In July, the Permanent Court of Arbitration (PCA) at The Hague handed down a lengthy and long-anticipated decision in The Republic of the Philippines v. The People’s Republic of China. The case, which the Philippines initiated in January 2013, concerned the validity of China’s “Nine-Dash Line” under the UN Convention on the Law of the Sea (UNCLOS) and the legal status of natural features in the region. China, which refused to participate in the Court’s proceedings, lost nearly every component of the award: China’s claim to extensive “historic rights” was deemed incompatible with its obligations under UNCLOS, and the handful of rocks and artificial islands it held in the South China Sea were ruled not to provide a 200-nautical mile Exclusive Economic Zone (EEZ).

Perhaps unsurprisingly, as of mid-September, Beijing had rejected the decision in statements and ignored it in practice. The Chinese Foreign Ministry labeled the award “null and void [with] no binding force.” Satellite data from the CSIS Asia Maritime Transparency Initiative shows evidence that China is building aircraft hangars on several artificial reefs, including Mischief Reef, which was deemed part of the Philippines’ EEZ and continental shelf in the PCA’s decision.[i] Worse yet, the Association of Southeast Asian Nations (ASEAN) was unable to present a unified front in favor of the decision – with many of its members, particularly Cambodia and Laos, too economically dependent on China to risk their relationships with their larger neighbor.[ii]

There is almost no appetite in the region for enforcing the decision; the award is legally sound, but UNCLOS and the PCA have no bite. While the Philippine Foreign Ministry hailed the decision as an “important contribution to ongoing efforts in addressing disputes in the [South China Sea],” it also has little choice but to pair its praise with calls for “restraint and sobriety” until a solution can be worked out. Unfortunately, this tack does not guarantee that conflict can be avoided or that domestic politics will not intervene. Vietnam has already moved mobile rocket launchers onto five of its islands in the Spratlys, and Philippine President Rodrigo Duterte alternates wildly between warning of a “bloody confrontation” and claiming that “the Philippines are all for peace.”[iii][iv] The result is a disorganized free-for-all, in which China can indefinitely postpone concessions and justify its buildup as a national sovereignty and self-defense issue—and as the most powerful regional claimant, it can largely get what it wants.

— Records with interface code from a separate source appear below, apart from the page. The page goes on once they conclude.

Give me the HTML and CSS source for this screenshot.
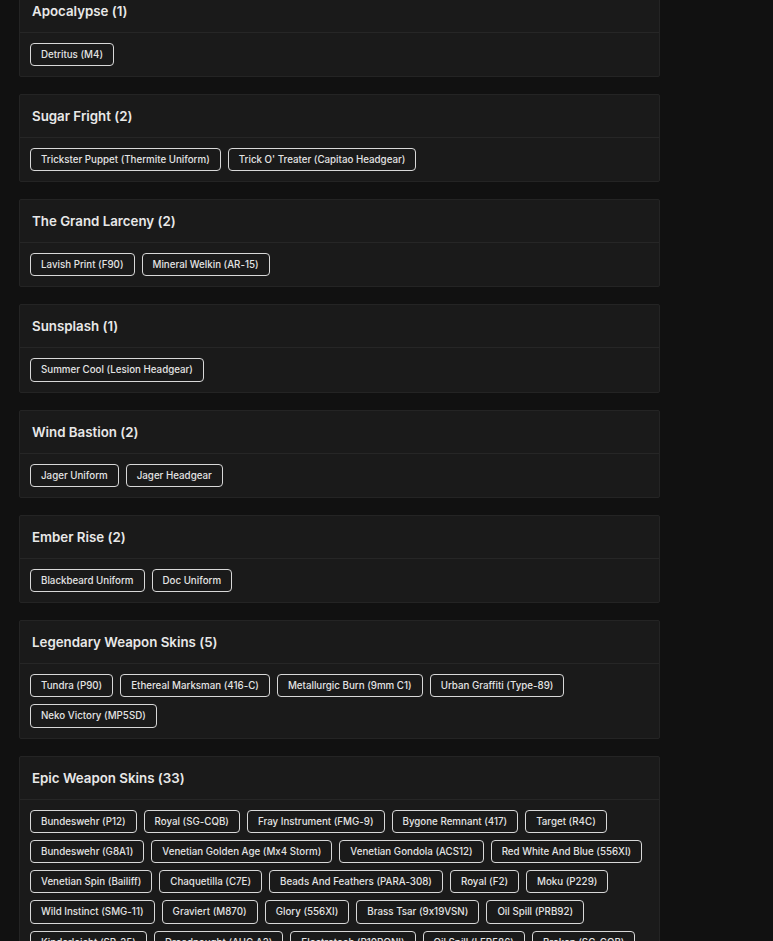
FILE: index.html
```html
<!DOCTYPE html>
<html>
<head>
<meta charset="utf-8">
<link rel="stylesheet" href="styles.css">
</head>
<body>
<main class="list">
  <section class="card">
    <h2 class="card-title">Apocalypse (1)</h2>
    <div class="chips">
      <span class="chip">Detritus (M4)</span>
    </div>
  </section>
  <section class="card">
    <h2 class="card-title">Sugar Fright (2)</h2>
    <div class="chips">
      <span class="chip">Trickster Puppet (Thermite Uniform)</span>
      <span class="chip">Trick O' Treater (Capitao Headgear)</span>
    </div>
  </section>
  <section class="card">
    <h2 class="card-title">The Grand Larceny (2)</h2>
    <div class="chips">
      <span class="chip">Lavish Print (F90)</span>
      <span class="chip">Mineral Welkin (AR-15)</span>
    </div>
  </section>
  <section class="card">
    <h2 class="card-title">Sunsplash (1)</h2>
    <div class="chips">
      <span class="chip">Summer Cool (Lesion Headgear)</span>
    </div>
  </section>
  <section class="card">
    <h2 class="card-title">Wind Bastion (2)</h2>
    <div class="chips">
      <span class="chip">Jager Uniform</span>
      <span class="chip">Jager Headgear</span>
    </div>
  </section>
  <section class="card">
    <h2 class="card-title">Ember Rise (2)</h2>
    <div class="chips">
      <span class="chip">Blackbeard Uniform</span>
      <span class="chip">Doc Uniform</span>
    </div>
  </section>
  <section class="card">
    <h2 class="card-title">Legendary Weapon Skins (5)</h2>
    <div class="chips">
      <span class="chip">Tundra (P90)</span>
      <span class="chip">Ethereal Marksman (416-C)</span>
      <span class="chip">Metallurgic Burn (9mm C1)</span>
      <span class="chip">Urban Graffiti (Type-89)</span>
      <span class="chip">Neko Victory (MP5SD)</span>
    </div>
  </section>
  <section class="card">
    <h2 class="card-title">Epic Weapon Skins (33)</h2>
    <div class="chips">
      <span class="chip">Bundeswehr (P12)</span>
      <span class="chip">Royal (SG-CQB)</span>
      <span class="chip">Fray Instrument (FMG-9)</span>
      <span class="chip">Bygone Remnant (417)</span>
      <span class="chip">Target (R4C)</span>
      <span class="chip">Bundeswehr (G8A1)</span>
      <span class="chip">Venetian Golden Age (Mx4 Storm)</span>
      <span class="chip">Venetian Gondola (ACS12)</span>
      <span class="chip">Red White And Blue (556XI)</span>
      <span class="chip">Venetian Spin (Bailiff)</span>
      <span class="chip">Chaquetilla (C7E)</span>
      <span class="chip">Beads And Feathers (PARA-308)</span>
      <span class="chip">Royal (F2)</span>
      <span class="chip">Moku (P229)</span>
      <span class="chip">Wild Instinct (SMG-11)</span>
      <span class="chip">Graviert (M870)</span>
      <span class="chip">Glory (556XI)</span>
      <span class="chip">Brass Tsar (9x19VSN)</span>
      <span class="chip">Oil Spill (PRB92)</span>
      <span class="chip">Kinderleicht (SR-25)</span>
      <span class="chip">Dreadnought (AUG A2)</span>
      <span class="chip">Electrotech (P10RONI)</span>
      <span class="chip">Oil Spill (LFP586)</span>
      <span class="chip">Broken (SC-CQB)</span>
    </div>
  </section>
</main>
</body>
</html>
```
FILE: styles.css
```css
html, body {
  margin: 0;
  padding: 0;
  background: #111111;
}
body {
  font-family: Inter, "Noto Sans", sans-serif;
  font-feature-settings: "calt" 0;
  color: #e6e6e6;
}
.list {
  display: flex;
  flex-direction: column;
  gap: 17px;
  width: 641px;
  margin: -11.5px 0 0 19px;
}
.card {
  background: #1a1a1a;
  border: 1px solid #242424;
  border-radius: 2px;
}
.card-title {
  margin: 0;
  height: 42px;
  display: flex;
  align-items: center;
  padding: 0 12px;
  font-size: 13.3px;
  font-weight: 600;
  color: #e8e8e8;
  border-bottom: 1px solid #262626;
}
.chips {
  display: flex;
  flex-wrap: wrap;
  gap: 7px 7px;
  padding: 10px;
}
.chip {
  display: inline-block;
  border: 1px solid #d8d8d8;
  border-radius: 4px;
  padding: 3px 10px;
  font-size: 9.75px;
  line-height: 15.25px;
  color: #e4e4e4;
  font-weight: 500;
  white-space: nowrap;
}
```
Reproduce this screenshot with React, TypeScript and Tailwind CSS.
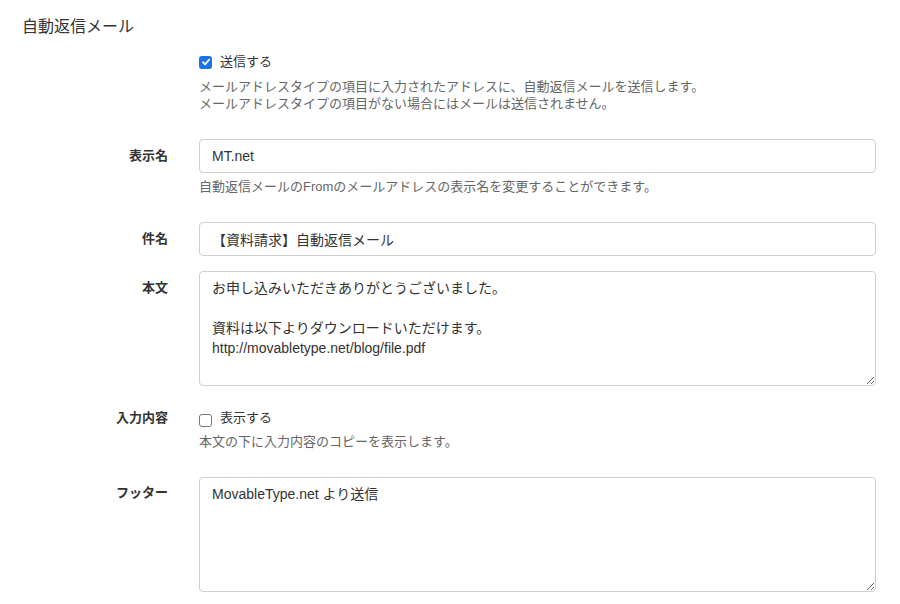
import React from "react";

const FONT = {
  fontFamily: '"Liberation Sans", "Noto Sans CJK JP", sans-serif',
};

function CheckedBox() {
  return (
    <span className="inline-flex h-[13px] w-[13px] items-center justify-center rounded-[3px] bg-[#1a73e8]">
      <svg width="10" height="10" viewBox="0 0 10 10" fill="none">
        <path
          d="M2 5.2 L4.1 7.3 L8.1 2.6"
          stroke="white"
          strokeWidth="1.8"
          strokeLinecap="round"
          strokeLinejoin="round"
        />
      </svg>
    </span>
  );
}

function UncheckedBox() {
  return (
    <span className="inline-block h-[13px] w-[13px] rounded-[3px] border border-[#767676] bg-white" />
  );
}

export default function App() {
  return (
    <div
      className="h-[604px] w-[900px] overflow-hidden bg-white text-[#333333]"
      style={FONT}
    >
      <div className="pl-[22px] pt-[15px] text-[16px] leading-[24px] text-[#333333]">
        自動返信メール
      </div>

      <div className="mt-[13px] grid grid-cols-[168px_677px] gap-x-[31px]">
        {/* 送信する */}
        <div />
        <div>
          <label className="flex h-[20px] items-center gap-[8px] text-[13px] leading-[20px]">
            <CheckedBox />
            <span>送信する</span>
          </label>
          <div className="mt-[6px] text-[13px] leading-[17px] text-[#666666]">
            <div>メールアドレスタイプの項目に入力されたアドレスに、自動返信メールを送信します。</div>
            <div>メールアドレスタイプの項目がない場合にはメールは送信されません。</div>
          </div>
        </div>

        {/* 表示名 */}
        <div className="mt-[27px] flex h-[34px] items-center justify-end text-[13px] font-bold leading-[20px]">
          表示名
        </div>
        <div className="mt-[27px]">
          <input
            type="text"
            defaultValue="MT.net"
            className="block h-[34px] w-full rounded-[4px] border border-[#cfcfcf] bg-white px-[12px] text-[14px] text-[#333333] outline-none"
            style={FONT}
          />
          <div className="mt-[5px] text-[13px] leading-[17px] text-[#666666]">
            自動返信メールのFromのメールアドレスの表示名を変更することができます。
          </div>
        </div>

        {/* 件名 */}
        <div className="mt-[27px] flex h-[34px] items-center justify-end text-[13px] font-bold leading-[20px]">
          件名
        </div>
        <div className="mt-[27px]">
          <input
            type="text"
            defaultValue="【資料請求】自動返信メール"
            className="block h-[34px] w-full rounded-[4px] border border-[#cfcfcf] bg-white px-[12px] text-[14px] text-[#333333] outline-none"
            style={FONT}
          />
        </div>

        {/* 本文 */}
        <div className="mt-[15px] pt-[7px] text-right text-[13px] font-bold leading-[20px]">
          本文
        </div>
        <div className="mt-[15px]">
          <textarea
            defaultValue={
              "お申し込みいただきありがとうございました。\n\n資料は以下よりダウンロードいただけます。\nhttp://movabletype.net/blog/file.pdf"
            }
            className="block h-[115px] w-full rounded-[4px] border border-[#cfcfcf] bg-white px-[12px] py-[6px] text-[14px] leading-[20px] text-[#333333] outline-none"
            style={FONT}
          />
        </div>

        {/* 入力内容 */}
        <div className="mt-[22px] text-right text-[13px] font-bold leading-[20px]">
          入力内容
        </div>
        <div className="mt-[22px]">
          <label className="flex h-[20px] items-center gap-[8px] text-[13px] leading-[20px]">
            <span className="mt-[4px] flex">
              <UncheckedBox />
            </span>
            <span>表示する</span>
          </label>
          <div className="mt-[5px] text-[13px] leading-[17px] text-[#666666]">
            本文の下に入力内容のコピーを表示します。
          </div>
        </div>

        {/* フッター */}
        <div className="mt-[27px] pt-[6px] text-right text-[13px] font-bold leading-[20px]">
          フッター
        </div>
        <div className="mt-[27px]">
          <textarea
            defaultValue={"MovableType.net より送信"}
            className="block h-[115px] w-full rounded-[4px] border border-[#cfcfcf] bg-white px-[12px] py-[6px] text-[14px] leading-[20px] text-[#333333] outline-none"
            style={FONT}
          />
        </div>
      </div>
    </div>
  );
}
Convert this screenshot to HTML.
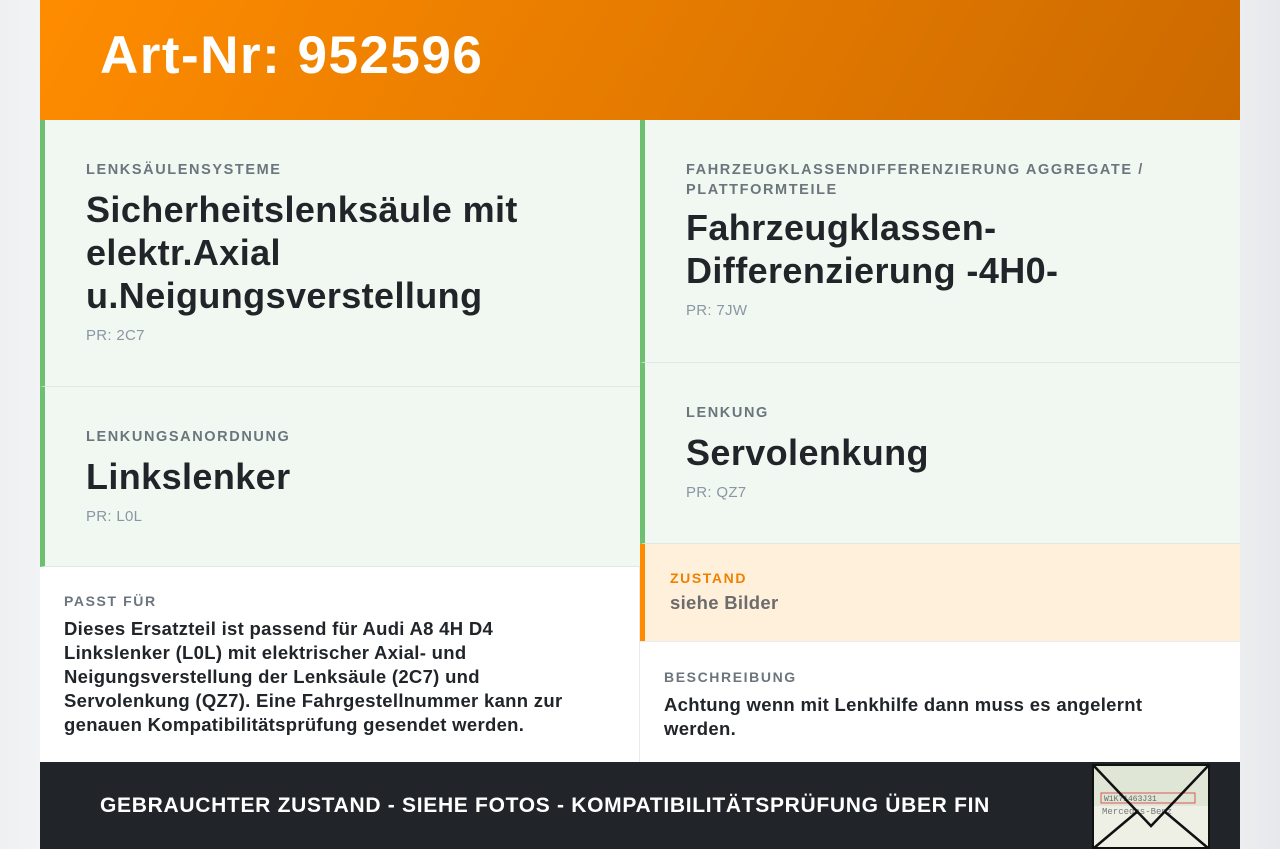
<!DOCTYPE html>
<html><head><meta charset="utf-8"><style>
*{box-sizing:border-box;margin:0;padding:0}
body{width:1280px;height:849px;overflow:hidden;background:linear-gradient(90deg,#eef0f2,#f8f9fa 10%,#f8f9fa 90%,#e6e8eb);font-family:"Liberation Sans",sans-serif;color:#212529}
.wrap{position:absolute;left:40px;top:0;width:1200px;height:849px;background:#fff}
.hdr{position:absolute;left:0;top:0;width:1200px;height:120px;background:linear-gradient(120deg,#ff8c00,#cc6a00)}
.hdr h1{position:absolute;left:60px;top:25px;font-size:53px;font-weight:bold;color:#fff;letter-spacing:1.5px}
.cell{position:absolute;background:#f1f8f1;border-left:5px solid #6cc070;padding-left:41px;border-bottom:1px solid #e3e8e3}
.lbl{font-size:14.5px;font-weight:bold;color:#6c757d;letter-spacing:1.6px;line-height:20px}
.ttl{font-size:36px;font-weight:bold;line-height:43px;color:#212529;margin-top:8px;letter-spacing:0.4px}
.pr{font-size:15px;color:#8a96a3;margin-top:10px;letter-spacing:0.3px}
.info{position:absolute;padding-left:24px}
.info .lbl{font-size:14px}
.txt{font-size:18.5px;font-weight:bold;line-height:24px;color:#212529;margin-top:6px;letter-spacing:0.3px}
.ftr{position:absolute;left:0;top:762px;width:1200px;height:87px;background:#212529}
.ftr span{position:absolute;left:60px;top:32px;font-size:21px;font-weight:bold;color:#fff;letter-spacing:0.7px}
</style></head><body>
<div class="wrap">
<div class="hdr"><h1>Art-Nr: 952596</h1></div>
<div class="cell" style="left:0;top:120px;width:600px;height:267px;padding-top:40px">
<div class="lbl">LENKSÄULENSYSTEME</div>
<div class="ttl">Sicherheitslenksäule mit elektr.Axial u.Neigungsverstellung</div>
<div class="pr">PR: 2C7</div></div>
<div class="cell" style="left:0;top:387px;width:600px;height:180px;padding-top:40px">
<div class="lbl">LENKUNGSANORDNUNG</div>
<div class="ttl">Linkslenker</div>
<div class="pr">PR: L0L</div></div>
<div class="cell" style="left:600px;top:120px;width:600px;height:243px;padding-top:40px">
<div class="lbl">FAHRZEUGKLASSENDIFFERENZIERUNG AGGREGATE / PLATTFORMTEILE</div>
<div class="ttl" style="margin-top:6px">Fahrzeugklassen-<br>Differenzierung -4H0-</div>
<div class="pr">PR: 7JW</div></div>
<div class="cell" style="left:600px;top:363px;width:600px;height:181px;padding-top:40px">
<div class="lbl">LENKUNG</div>
<div class="ttl">Servolenkung</div>
<div class="pr">PR: QZ7</div></div>
<div class="info" style="left:0;top:567px;width:600px;height:195px;padding-top:24px;border-right:1px solid #e9ecef">
<div class="lbl">PASST FÜR</div>
<div class="txt" style="width:535px">Dieses Ersatzteil ist passend für Audi A8 4H D4 Linkslenker (L0L) mit elektrischer Axial- und Neigungsverstellung der Lenksäule (2C7) und Servolenkung (QZ7). Eine Fahrgestellnummer kann zur genauen Kompatibilitätsprüfung gesendet werden.</div></div>
<div style="position:absolute;left:600px;top:544px;width:600px;height:97px;background:#fff0dc;border-left:5px solid #ff8c00;padding:24px 25px">
<div class="lbl" style="color:#f08000;font-size:14px">ZUSTAND</div>
<div style="font-size:18.5px;font-weight:bold;color:#6c6c6c;margin-top:4px;letter-spacing:0.3px">siehe Bilder</div></div>
<div class="info" style="left:600px;top:641px;width:600px;height:121px;padding-top:25px;border-top:1px solid #e9ecef">
<div class="lbl">BESCHREIBUNG</div>
<div class="txt" style="width:520px">Achtung wenn mit Lenkhilfe dann muss es angelernt werden.</div></div>
<div class="ftr"><span>GEBRAUCHTER ZUSTAND - SIEHE FOTOS - KOMPATIBILITÄTSPRÜFUNG ÜBER FIN</span>
<svg style="position:absolute;left:1052px;top:2px" width="118" height="85" viewBox="0 0 118 85">
<rect x="1" y="1" width="116" height="83" fill="#eef0e6" stroke="#111" stroke-width="2"/>
<rect x="2" y="2" width="114" height="40" fill="#dfe6d6"/>
<rect x="9" y="29" width="94" height="10" fill="none" stroke="#d55" stroke-width="1"/>
<text x="12" y="37" font-size="8" font-family="Liberation Mono" fill="#666">W1K71463J31</text>
<text x="10" y="50" font-size="9" font-family="Liberation Mono" fill="#777">Mercedes-Benz</text>
<path d="M2 2 L59 62 L116 2 M2 84 L46 47 M116 84 L72 47" fill="none" stroke="#111" stroke-width="2.5"/>
</svg></div>
</div>
</body></html>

The United States, understandably, has little wish to get involved beyond its current commitments; in a 2012 Washington Post interview, an anonymous DoD official noted, “I don’t think that we’d allow the U.S. to get dragged into a conflict over fish or over a rock.”[v] But ensuring that international law is respected and binding on all parties while avoiding conflict in the region is infeasible without US involvement. Preventing escalation in the South China Sea while ensuring a respected outcome that paves a path toward a long-term resolution requires both a well-coordinated multilateral approach and a willingness to gradually acclimate China to the new maritime legal reality. Over time, this can slowly facilitate the likelihood of talks to permanently settle the region’s resource and security issues.

First, the US needs to be on the same page as its allies in the region, especially the Philippines. Duterte’s penchant for making statements out of alignment with US—and sometimes Philippine—policy undermines the coherence of US and allied deterrence. At various times, Duterte has claimed that he will back off the South China Sea issue if China “build[s] me a train from Manila to Bicol”; at other times, he pledges to bring a “reckoning” to China over the fate of Scarborough Shoal.[vi][vii] The US needs to communicate its intentions to the Philippines clearly, neither promising to unconditionally aid Manila (say, if the Philippines attempt to seize back Scarborough Shoal) nor leaving them to their own fate against China.

Second, the US should initiate another wave of Freedom of Navigation Operations (FONOPs) in the South China Sea in a manner that explicates the PCA decision’s legal implications. Prior to the award, the US undertook three separate FONOPs, sending guided missile destroyers on “innocent passage” within Chinese territorial waters to rebuke “excessive maritime claims,” particularly prior notification requirements. With the decision rendered, the US should undertake actions that are consistent with and emphasize the legal environment in the South China Sea. For example, Mischief Reef was deemed a “low-tide elevation” by the Court, entitled to neither an EEZ nor a 12-nautical mile territorial sea. If the US conducts normal operations (rather than innocent passage) in transit near the island, it can signal that it will “sail, fly and operate wherever international law allows.”[viii] A routinized system of regular FONOPs, around as many features in the South China Sea as necessary, and potentially accompanied by allies like Australia, the Philippines, or Japan, will cement the practical impact of the ruling.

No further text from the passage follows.